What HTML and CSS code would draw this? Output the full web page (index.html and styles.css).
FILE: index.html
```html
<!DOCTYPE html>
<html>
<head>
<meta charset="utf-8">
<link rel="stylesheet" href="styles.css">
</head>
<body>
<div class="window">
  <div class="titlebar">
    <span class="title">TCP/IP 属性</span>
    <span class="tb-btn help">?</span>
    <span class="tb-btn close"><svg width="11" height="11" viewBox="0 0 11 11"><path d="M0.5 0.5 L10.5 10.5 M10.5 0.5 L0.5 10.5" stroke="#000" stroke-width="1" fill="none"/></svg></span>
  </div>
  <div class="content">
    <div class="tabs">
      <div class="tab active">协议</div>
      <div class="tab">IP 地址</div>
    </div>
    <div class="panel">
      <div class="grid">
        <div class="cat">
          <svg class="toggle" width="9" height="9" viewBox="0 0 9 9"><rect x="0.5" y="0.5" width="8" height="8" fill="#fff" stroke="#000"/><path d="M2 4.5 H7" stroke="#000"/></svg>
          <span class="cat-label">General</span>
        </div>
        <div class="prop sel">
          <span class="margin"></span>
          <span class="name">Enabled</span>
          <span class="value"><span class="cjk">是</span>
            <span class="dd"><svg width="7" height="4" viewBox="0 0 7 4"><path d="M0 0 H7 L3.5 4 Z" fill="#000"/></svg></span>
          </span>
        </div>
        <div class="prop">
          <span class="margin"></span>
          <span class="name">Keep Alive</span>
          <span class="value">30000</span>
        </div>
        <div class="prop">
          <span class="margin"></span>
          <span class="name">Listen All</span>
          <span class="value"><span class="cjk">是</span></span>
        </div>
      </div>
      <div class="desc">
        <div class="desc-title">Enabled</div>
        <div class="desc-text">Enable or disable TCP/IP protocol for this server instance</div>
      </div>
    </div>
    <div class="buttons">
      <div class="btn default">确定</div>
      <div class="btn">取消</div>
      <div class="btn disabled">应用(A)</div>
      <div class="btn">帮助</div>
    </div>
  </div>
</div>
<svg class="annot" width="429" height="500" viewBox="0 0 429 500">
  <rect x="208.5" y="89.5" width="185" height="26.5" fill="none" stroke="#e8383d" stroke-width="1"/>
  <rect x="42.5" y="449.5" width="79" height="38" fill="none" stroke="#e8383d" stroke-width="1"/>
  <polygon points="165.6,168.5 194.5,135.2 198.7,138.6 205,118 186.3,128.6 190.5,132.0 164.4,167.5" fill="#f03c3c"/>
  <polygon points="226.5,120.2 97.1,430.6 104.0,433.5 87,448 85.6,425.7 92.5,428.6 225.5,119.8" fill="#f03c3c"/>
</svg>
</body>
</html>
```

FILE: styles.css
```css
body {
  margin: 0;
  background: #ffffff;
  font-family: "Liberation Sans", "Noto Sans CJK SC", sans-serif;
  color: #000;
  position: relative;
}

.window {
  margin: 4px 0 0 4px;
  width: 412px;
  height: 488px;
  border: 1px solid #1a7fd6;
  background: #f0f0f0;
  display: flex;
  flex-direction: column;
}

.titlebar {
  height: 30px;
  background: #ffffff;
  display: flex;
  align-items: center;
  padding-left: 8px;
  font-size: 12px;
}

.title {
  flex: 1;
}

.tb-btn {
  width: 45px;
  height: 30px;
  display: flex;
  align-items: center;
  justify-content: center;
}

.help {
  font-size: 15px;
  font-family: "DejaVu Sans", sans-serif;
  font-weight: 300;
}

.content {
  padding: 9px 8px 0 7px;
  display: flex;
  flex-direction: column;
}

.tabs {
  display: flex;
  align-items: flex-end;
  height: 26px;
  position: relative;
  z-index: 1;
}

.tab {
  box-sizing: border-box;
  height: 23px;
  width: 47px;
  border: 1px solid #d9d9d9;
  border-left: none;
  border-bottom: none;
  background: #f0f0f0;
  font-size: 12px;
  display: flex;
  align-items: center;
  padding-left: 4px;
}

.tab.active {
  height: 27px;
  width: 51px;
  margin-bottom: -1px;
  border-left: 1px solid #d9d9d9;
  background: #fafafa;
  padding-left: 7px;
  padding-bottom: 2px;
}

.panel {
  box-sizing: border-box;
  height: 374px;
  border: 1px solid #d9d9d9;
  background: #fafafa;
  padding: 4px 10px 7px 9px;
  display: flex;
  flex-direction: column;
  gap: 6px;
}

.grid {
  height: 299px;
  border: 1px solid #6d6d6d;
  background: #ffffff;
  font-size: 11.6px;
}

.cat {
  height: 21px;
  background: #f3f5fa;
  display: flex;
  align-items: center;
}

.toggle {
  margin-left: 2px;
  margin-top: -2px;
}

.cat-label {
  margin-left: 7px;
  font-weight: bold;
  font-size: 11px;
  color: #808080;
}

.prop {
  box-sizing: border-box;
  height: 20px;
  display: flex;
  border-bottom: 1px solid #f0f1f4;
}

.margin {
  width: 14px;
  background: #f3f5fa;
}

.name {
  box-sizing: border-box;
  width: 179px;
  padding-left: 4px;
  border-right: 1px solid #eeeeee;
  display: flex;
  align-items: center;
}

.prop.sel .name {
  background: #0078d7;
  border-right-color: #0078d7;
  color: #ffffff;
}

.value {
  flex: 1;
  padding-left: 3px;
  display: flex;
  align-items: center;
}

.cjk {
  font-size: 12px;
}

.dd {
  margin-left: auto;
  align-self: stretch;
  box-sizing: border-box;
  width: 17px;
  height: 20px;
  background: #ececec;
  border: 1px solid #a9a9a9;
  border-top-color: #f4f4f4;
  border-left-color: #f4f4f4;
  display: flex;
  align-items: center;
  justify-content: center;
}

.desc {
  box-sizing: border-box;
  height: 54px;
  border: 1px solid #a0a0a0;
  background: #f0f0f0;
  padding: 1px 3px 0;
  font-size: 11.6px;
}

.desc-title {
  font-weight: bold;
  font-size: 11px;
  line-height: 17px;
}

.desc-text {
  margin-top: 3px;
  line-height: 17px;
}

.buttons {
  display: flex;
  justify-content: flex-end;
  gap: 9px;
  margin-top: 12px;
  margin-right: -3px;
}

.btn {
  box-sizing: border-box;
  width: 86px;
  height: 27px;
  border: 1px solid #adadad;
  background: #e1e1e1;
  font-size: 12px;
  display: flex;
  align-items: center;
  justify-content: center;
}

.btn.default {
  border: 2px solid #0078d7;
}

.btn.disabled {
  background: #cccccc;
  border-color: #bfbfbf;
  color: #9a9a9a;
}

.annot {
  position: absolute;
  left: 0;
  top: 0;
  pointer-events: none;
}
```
* * *
Give the complete listing a second time, exactly as it reads.

What HTML and CSS code would draw this? Output the full web page (index.html and styles.css).
FILE: index.html
```html
<!DOCTYPE html>
<html>
<head>
<meta charset="utf-8">
<link rel="stylesheet" href="styles.css">
</head>
<body>
<div class="window">
  <div class="titlebar">
    <span class="title">TCP/IP 属性</span>
    <span class="tb-btn help">?</span>
    <span class="tb-btn close"><svg width="11" height="11" viewBox="0 0 11 11"><path d="M0.5 0.5 L10.5 10.5 M10.5 0.5 L0.5 10.5" stroke="#000" stroke-width="1" fill="none"/></svg></span>
  </div>
  <div class="content">
    <div class="tabs">
      <div class="tab active">协议</div>
      <div class="tab">IP 地址</div>
    </div>
    <div class="panel">
      <div class="grid">
        <div class="cat">
          <svg class="toggle" width="9" height="9" viewBox="0 0 9 9"><rect x="0.5" y="0.5" width="8" height="8" fill="#fff" stroke="#000"/><path d="M2 4.5 H7" stroke="#000"/></svg>
          <span class="cat-label">General</span>
        </div>
        <div class="prop sel">
          <span class="margin"></span>
          <span class="name">Enabled</span>
          <span class="value"><span class="cjk">是</span>
            <span class="dd"><svg width="7" height="4" viewBox="0 0 7 4"><path d="M0 0 H7 L3.5 4 Z" fill="#000"/></svg></span>
          </span>
        </div>
        <div class="prop">
          <span class="margin"></span>
          <span class="name">Keep Alive</span>
          <span class="value">30000</span>
        </div>
        <div class="prop">
          <span class="margin"></span>
          <span class="name">Listen All</span>
          <span class="value"><span class="cjk">是</span></span>
        </div>
      </div>
      <div class="desc">
        <div class="desc-title">Enabled</div>
        <div class="desc-text">Enable or disable TCP/IP protocol for this server instance</div>
      </div>
    </div>
    <div class="buttons">
      <div class="btn default">确定</div>
      <div class="btn">取消</div>
      <div class="btn disabled">应用(A)</div>
      <div class="btn">帮助</div>
    </div>
  </div>
</div>
<svg class="annot" width="429" height="500" viewBox="0 0 429 500">
  <rect x="208.5" y="89.5" width="185" height="26.5" fill="none" stroke="#e8383d" stroke-width="1"/>
  <rect x="42.5" y="449.5" width="79" height="38" fill="none" stroke="#e8383d" stroke-width="1"/>
  <polygon points="165.6,168.5 194.5,135.2 198.7,138.6 205,118 186.3,128.6 190.5,132.0 164.4,167.5" fill="#f03c3c"/>
  <polygon points="226.5,120.2 97.1,430.6 104.0,433.5 87,448 85.6,425.7 92.5,428.6 225.5,119.8" fill="#f03c3c"/>
</svg>
</body>
</html>
```

FILE: styles.css
```css
body {
  margin: 0;
  background: #ffffff;
  font-family: "Liberation Sans", "Noto Sans CJK SC", sans-serif;
  color: #000;
  position: relative;
}

.window {
  margin: 4px 0 0 4px;
  width: 412px;
  height: 488px;
  border: 1px solid #1a7fd6;
  background: #f0f0f0;
  display: flex;
  flex-direction: column;
}

.titlebar {
  height: 30px;
  background: #ffffff;
  display: flex;
  align-items: center;
  padding-left: 8px;
  font-size: 12px;
}

.title {
  flex: 1;
}

.tb-btn {
  width: 45px;
  height: 30px;
  display: flex;
  align-items: center;
  justify-content: center;
}

.help {
  font-size: 15px;
  font-family: "DejaVu Sans", sans-serif;
  font-weight: 300;
}

.content {
  padding: 9px 8px 0 7px;
  display: flex;
  flex-direction: column;
}

.tabs {
  display: flex;
  align-items: flex-end;
  height: 26px;
  position: relative;
  z-index: 1;
}

.tab {
  box-sizing: border-box;
  height: 23px;
  width: 47px;
  border: 1px solid #d9d9d9;
  border-left: none;
  border-bottom: none;
  background: #f0f0f0;
  font-size: 12px;
  display: flex;
  align-items: center;
  padding-left: 4px;
}

.tab.active {
  height: 27px;
  width: 51px;
  margin-bottom: -1px;
  border-left: 1px solid #d9d9d9;
  background: #fafafa;
  padding-left: 7px;
  padding-bottom: 2px;
}

.panel {
  box-sizing: border-box;
  height: 374px;
  border: 1px solid #d9d9d9;
  background: #fafafa;
  padding: 4px 10px 7px 9px;
  display: flex;
  flex-direction: column;
  gap: 6px;
}

.grid {
  height: 299px;
  border: 1px solid #6d6d6d;
  background: #ffffff;
  font-size: 11.6px;
}

.cat {
  height: 21px;
  background: #f3f5fa;
  display: flex;
  align-items: center;
}

.toggle {
  margin-left: 2px;
  margin-top: -2px;
}

.cat-label {
  margin-left: 7px;
  font-weight: bold;
  font-size: 11px;
  color: #808080;
}

.prop {
  box-sizing: border-box;
  height: 20px;
  display: flex;
  border-bottom: 1px solid #f0f1f4;
}

.margin {
  width: 14px;
  background: #f3f5fa;
}

.name {
  box-sizing: border-box;
  width: 179px;
  padding-left: 4px;
  border-right: 1px solid #eeeeee;
  display: flex;
  align-items: center;
}

.prop.sel .name {
  background: #0078d7;
  border-right-color: #0078d7;
  color: #ffffff;
}

.value {
  flex: 1;
  padding-left: 3px;
  display: flex;
  align-items: center;
}

.cjk {
  font-size: 12px;
}

.dd {
  margin-left: auto;
  align-self: stretch;
  box-sizing: border-box;
  width: 17px;
  height: 20px;
  background: #ececec;
  border: 1px solid #a9a9a9;
  border-top-color: #f4f4f4;
  border-left-color: #f4f4f4;
  display: flex;
  align-items: center;
  justify-content: center;
}

.desc {
  box-sizing: border-box;
  height: 54px;
  border: 1px solid #a0a0a0;
  background: #f0f0f0;
  padding: 1px 3px 0;
  font-size: 11.6px;
}

.desc-title {
  font-weight: bold;
  font-size: 11px;
  line-height: 17px;
}

.desc-text {
  margin-top: 3px;
  line-height: 17px;
}

.buttons {
  display: flex;
  justify-content: flex-end;
  gap: 9px;
  margin-top: 12px;
  margin-right: -3px;
}

.btn {
  box-sizing: border-box;
  width: 86px;
  height: 27px;
  border: 1px solid #adadad;
  background: #e1e1e1;
  font-size: 12px;
  display: flex;
  align-items: center;
  justify-content: center;
}

.btn.default {
  border: 2px solid #0078d7;
}

.btn.disabled {
  background: #cccccc;
  border-color: #bfbfbf;
  color: #9a9a9a;
}

.annot {
  position: absolute;
  left: 0;
  top: 0;
  pointer-events: none;
}
```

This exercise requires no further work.